Each line of the material below that holds the word "React" needs to be copied.
▼▼▼
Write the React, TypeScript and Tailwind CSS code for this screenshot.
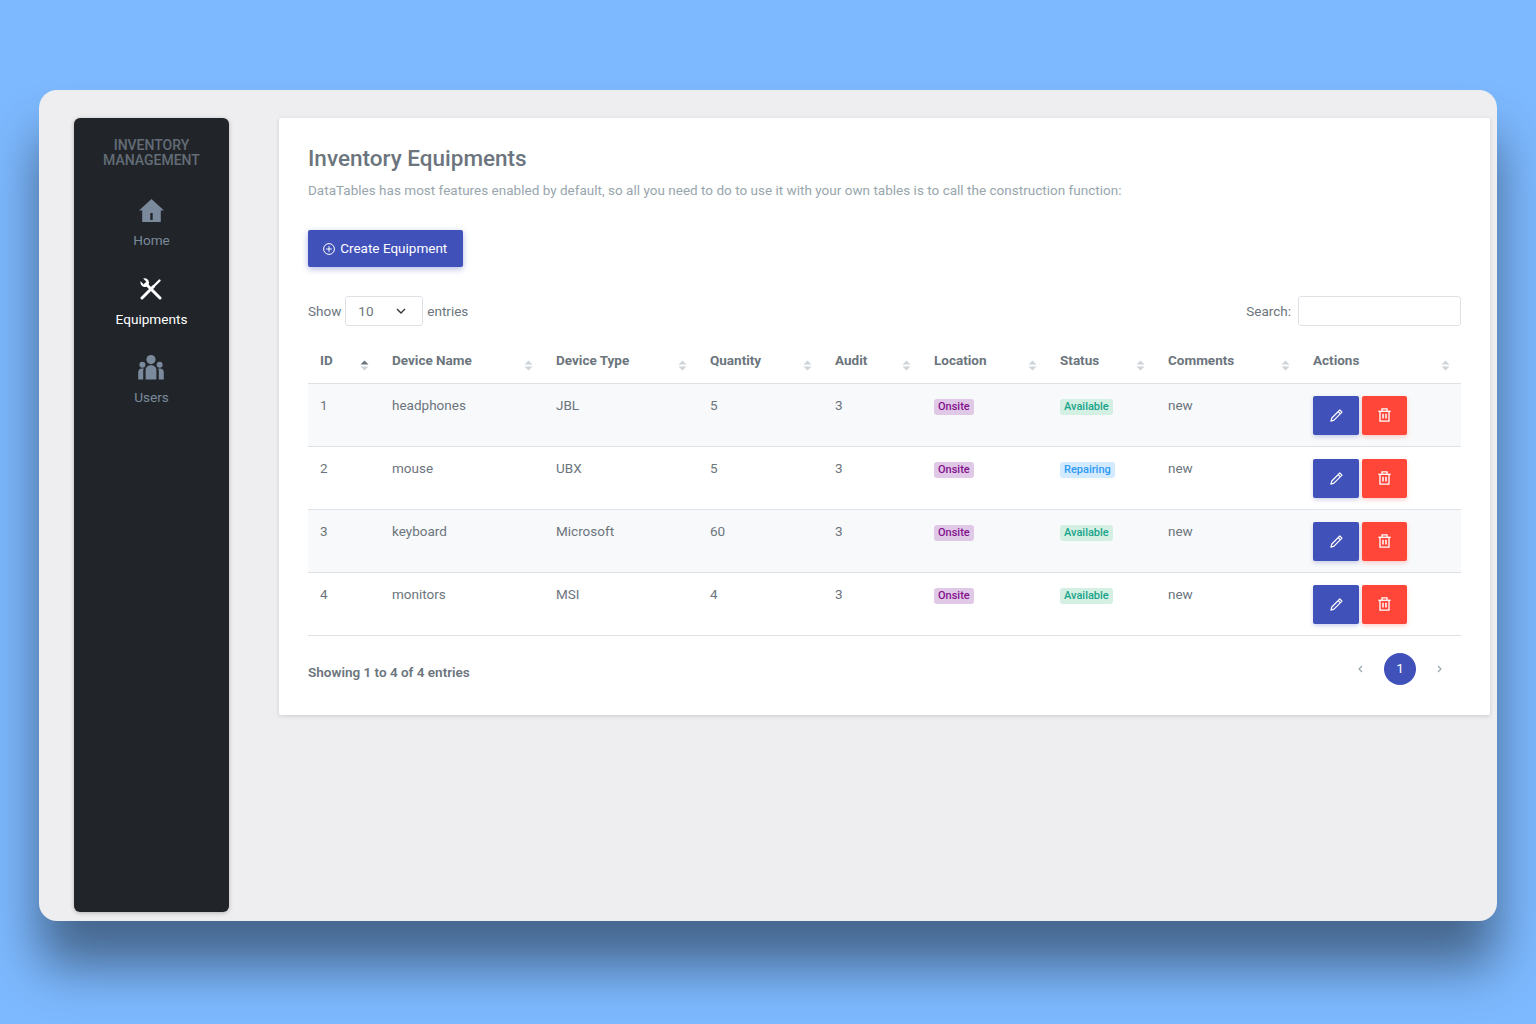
import React from "react";

const rows = [
  { id: 1, name: "headphones", type: "JBL", qty: 5, status: "Available" },
  { id: 2, name: "mouse", type: "UBX", qty: 5, status: "Repairing" },
  { id: 3, name: "keyboard", type: "Microsoft", qty: 60, status: "Available" },
  { id: 4, name: "monitors", type: "MSI", qty: 4, status: "Available" },
];

const cols = [
  { label: "ID", w: "w-[72px]", active: true },
  { label: "Device Name", w: "w-[164px]" },
  { label: "Device Type", w: "w-[154px]" },
  { label: "Quantity", w: "w-[125px]" },
  { label: "Audit", w: "w-[99px]" },
  { label: "Location", w: "w-[126px]" },
  { label: "Status", w: "w-[108px]" },
  { label: "Comments", w: "w-[145px]" },
  { label: "Actions", w: "w-[160px]" },
];

function SortIcon({ active }: { active?: boolean }) {
  return (
    <svg width="9" height="11" viewBox="0 0 9 11" className="absolute right-[11px] top-[16px]">
      <path d="M4.5 0.5 8.5 4.5H0.5Z" fill={active ? "#6c757d" : "#ced4da"} />
      <path d="M4.5 10.5 8.5 6.5H0.5Z" fill="#ced4da" />
    </svg>
  );
}

function HomeIcon() {
  return (
    <svg width="25" height="23" viewBox="0 0 25 23">
      <path d="M12.5 0 0 11.5H3.2V22.5Q3.2 23 3.8 23H21.2Q21.8 23 21.8 22.5V11.5H25Z" fill="#7a899c" />
      <rect x="11.3" y="14" width="2.4" height="7" fill="#212529" />
    </svg>
  );
}

function ToolsIcon() {
  return (
    <svg width="22" height="22" viewBox="0 0 22 22" fill="none" stroke="#fff">
      <path d="M6 6 20 20" strokeWidth="3" strokeLinecap="round" />
      <path d="M0.6 3.2 3.8 6.4 6.4 3.8 3.2 0.6C5.8 -0.4 9 1.4 9 4.4 9 7.4 6 9.6 3.4 8.8 1.2 8 0 5.4 0.6 3.2Z" fill="#fff" stroke="none" />
      <path d="M2 20 13.5 8.5" strokeWidth="3" strokeLinecap="round" />
      <path d="M13.5 8.5 19.5 2.5" strokeWidth="2.4" strokeLinecap="round" />
    </svg>
  );
}

function UsersIcon() {
  return (
    <svg width="26" height="25" viewBox="0 0 26 25" fill="#7a899c">
      <circle cx="13" cy="4.6" r="4.6" />
      <circle cx="4.4" cy="9.7" r="3" />
      <circle cx="21.6" cy="9.7" r="3" />
      <path d="M7.6 24.5V15C7.6 12 10 10.3 13 10.3S18.4 12 18.4 15V24.5Z" />
      <path d="M0.2 24.5V17.5C0.2 15 1.6 13.6 4 13.6H5.8C5.4 14.5 5.2 15.4 5.2 16.5V24.5Z" />
      <path d="M25.8 24.5V17.5C25.8 15 24.4 13.6 22 13.6H20.2C20.6 14.5 20.8 15.4 20.8 16.5V24.5Z" />
    </svg>
  );
}

function PencilIcon() {
  return (
    <svg width="13" height="13" viewBox="0 0 13 13" fill="none" stroke="#fff" strokeWidth="1.2" strokeLinejoin="round">
      <path d="M9.8 1 12 3.2 4 11.2 0.9 12.1 1.8 9Z" />
      <path d="M8.2 2.6 10.4 4.8" />
    </svg>
  );
}

function TrashIcon() {
  return (
    <svg width="13" height="14" viewBox="0 0 13 14" fill="none" stroke="#fff" strokeWidth="1.3">
      <path d="M0.3 3.3H12.7" />
      <path d="M4 3.2V0.8H9V3.2" />
      <path d="M2 3.3V13.2H11V3.3" />
      <path d="M5 5.8V10.4M8 5.8V10.4" strokeWidth="1.5" />
    </svg>
  );
}

function NavItem({ label, active, icon }: { label: string; active?: boolean; icon: React.ReactNode }) {
  return (
    <div className="flex flex-col items-center">
      <div className="h-[26px] flex items-center justify-center">{icon}</div>
      <div className={`mt-[8px] text-[13.6px] leading-[18px] ${active ? "text-white" : "text-[#7a899c]"}`}>{label}</div>
    </div>
  );
}

export default function App() {
  return (
    <div
      className="w-[1536px] h-[1024px] overflow-hidden bg-[#7db9ff] pt-[90px] pl-[39px] text-[#6c757d]"
      style={{ fontFamily: 'Roboto, "Liberation Sans", sans-serif' }}
    >
      <div className="w-[1458px] h-[831px] rounded-[18px] bg-[#eeeef0] shadow-[0_45px_52px_rgba(0,0,0,0.45)] flex items-start pt-[28px] pl-[35px]">
        <aside className="w-[155px] h-[794px] shrink-0 rounded-[6px] bg-[#212529] shadow-[0_1px_4px_rgba(0,0,0,0.25)] flex flex-col items-center pt-[20px]">
          <div className="text-center text-[14px] leading-[15px] font-medium text-[#636c77]">
            INVENTORY
            <br />
            MANAGEMENT
          </div>
          <div className="mt-[29px] flex flex-col gap-[26.5px]">
            <NavItem label="Home" icon={<HomeIcon />} />
            <NavItem label="Equipments" active icon={<ToolsIcon />} />
            <NavItem label="Users" icon={<UsersIcon />} />
          </div>
        </aside>

        <main className="ml-[50px] w-[1211px] h-[597px] shrink-0 rounded-[2px] bg-white shadow-[0_1px_4px_rgba(0,0,0,0.15)] px-[29px] pt-[25px]">
          <h1 className="text-[22.5px] leading-[30px] font-medium text-[#6c757d]">Inventory Equipments</h1>
          <p className="mt-[8px] text-[13.5px] leading-[18px] text-[#98a6ad] tracking-[0.015px]">
            DataTables has most features enabled by default, so all you need to do to use it with your own tables is to call the construction function:
          </p>
          <button className="mt-[31px] h-[37px] w-[154.5px] rounded-[2px] bg-[#4051ba] text-white text-[13.5px] flex items-center justify-center gap-[5px] shadow-[0_2px_6px_rgba(64,81,186,0.4)]">
            <svg width="12" height="12" viewBox="0 0 12 12" fill="none" stroke="#fff" strokeWidth="1">
              <circle cx="6" cy="6" r="5.4" />
              <path d="M6 3.2V8.8M3.2 6H8.8" />
            </svg>
            Create Equipment
          </button>

          <div className="mt-[29px] flex items-center justify-between text-[13.5px]">
            <div className="flex items-center gap-[4px]">
              <span>Show</span>
              <div className="w-[78px] h-[30px] rounded-[3px] border border-[#dee2e6] flex items-center justify-between pl-[12px] pr-[16px]">
                <span>10</span>
                <svg width="10" height="6" viewBox="0 0 10 6" fill="none" stroke="#343a40" strokeWidth="1.4">
                  <path d="M1 1 5 5 9 1" />
                </svg>
              </div>
              <span>entries</span>
            </div>
            <div className="flex items-center gap-[7px]">
              <span>Search:</span>
              <div className="w-[163px] h-[30px] rounded-[3px] border border-[#dee2e6]" />
            </div>
          </div>

          <table className="mt-[18px] w-[1153px] table-fixed border-collapse text-[13.5px]">
            <thead>
              <tr className="h-[39px] border-b border-[#dee2e6]">
                {cols.map((c) => (
                  <th key={c.label} className={`${c.w} relative pl-[12px] pb-[6px] text-left font-bold text-[#6c757d] align-middle`}>
                    {c.label}
                    <SortIcon active={c.active} />
                  </th>
                ))}
              </tr>
            </thead>
            <tbody>
              {rows.map((r, i) => (
                <tr key={r.id} className={`h-[63px] border-b border-[#dee2e6] align-top ${i % 2 === 0 ? "bg-[#f8f9fa]" : "bg-white"}`}>
                  <td className="pl-[12px] pt-[12px] leading-[18px]">{r.id}</td>
                  <td className="pl-[12px] pt-[12px] leading-[18px]">{r.name}</td>
                  <td className="pl-[12px] pt-[12px] leading-[18px]">{r.type}</td>
                  <td className="pl-[12px] pt-[12px] leading-[18px]">{r.qty}</td>
                  <td className="pl-[12px] pt-[12px] leading-[18px]">3</td>
                  <td className="pl-[12px] pt-[12px] leading-[18px]">
                    <span className="inline-block h-[16px] rounded-[3px] bg-[#dfc9e6] px-[4px] text-[11px] leading-[16px] font-medium text-[#84118d]">Onsite</span>
                  </td>
                  <td className="pl-[12px] pt-[12px] leading-[18px]">
                    {r.status === "Available" ? (
                      <span className="inline-block h-[16px] rounded-[3px] bg-[#d4f0e3] px-[4px] text-[11px] leading-[16px] font-medium text-[#1aa38a]">Available</span>
                    ) : (
                      <span className="inline-block h-[16px] rounded-[3px] bg-[#d3eaff] px-[4px] text-[11px] leading-[16px] font-medium text-[#2e9bf5]">Repairing</span>
                    )}
                  </td>
                  <td className="pl-[12px] pt-[12px] leading-[18px]">new</td>
                  <td className="pl-[12px] pt-[12px]">
                    <div className="flex gap-[3px]">
                      <button className="w-[46px] h-[39px] rounded-[2px] bg-[#4051ba] flex items-center justify-center shadow-[0_2px_4px_rgba(64,81,186,0.25)]">
                        <PencilIcon />
                      </button>
                      <button className="w-[45px] h-[39px] rounded-[2px] bg-[#ff4638] flex items-center justify-center shadow-[0_2px_4px_rgba(255,70,56,0.25)]">
                        <TrashIcon />
                      </button>
                    </div>
                  </td>
                </tr>
              ))}
            </tbody>
          </table>

          <div className="mt-[17px] flex items-center justify-between">
            <div className="mt-[7px] text-[13.5px] font-semibold">Showing 1 to 4 of 4 entries</div>
            <div className="flex items-center pr-[18px]">
              <svg width="6" height="8" viewBox="0 0 6 8" fill="none" stroke="#98a6ad" strokeWidth="1.2"><path d="M5 1 2 4 5 7" /></svg>
              <div className="ml-[21px] w-[32px] h-[32px] rounded-full bg-[#4051ba] text-white text-[13.5px] flex items-center justify-center">1</div>
              <svg className="ml-[21px]" width="6" height="8" viewBox="0 0 6 8" fill="none" stroke="#98a6ad" strokeWidth="1.2"><path d="M1 1 4 4 1 7" /></svg>
            </div>
          </div>
        </main>
      </div>
    </div>
  );
}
▲▲▲
## [CORRECT RESULT]
Write the React, TypeScript and Tailwind CSS code for this screenshot.
import React from "react";
function NavItem({ label, active, icon }: { label: string; active?: boolean; icon: React.ReactNode }) {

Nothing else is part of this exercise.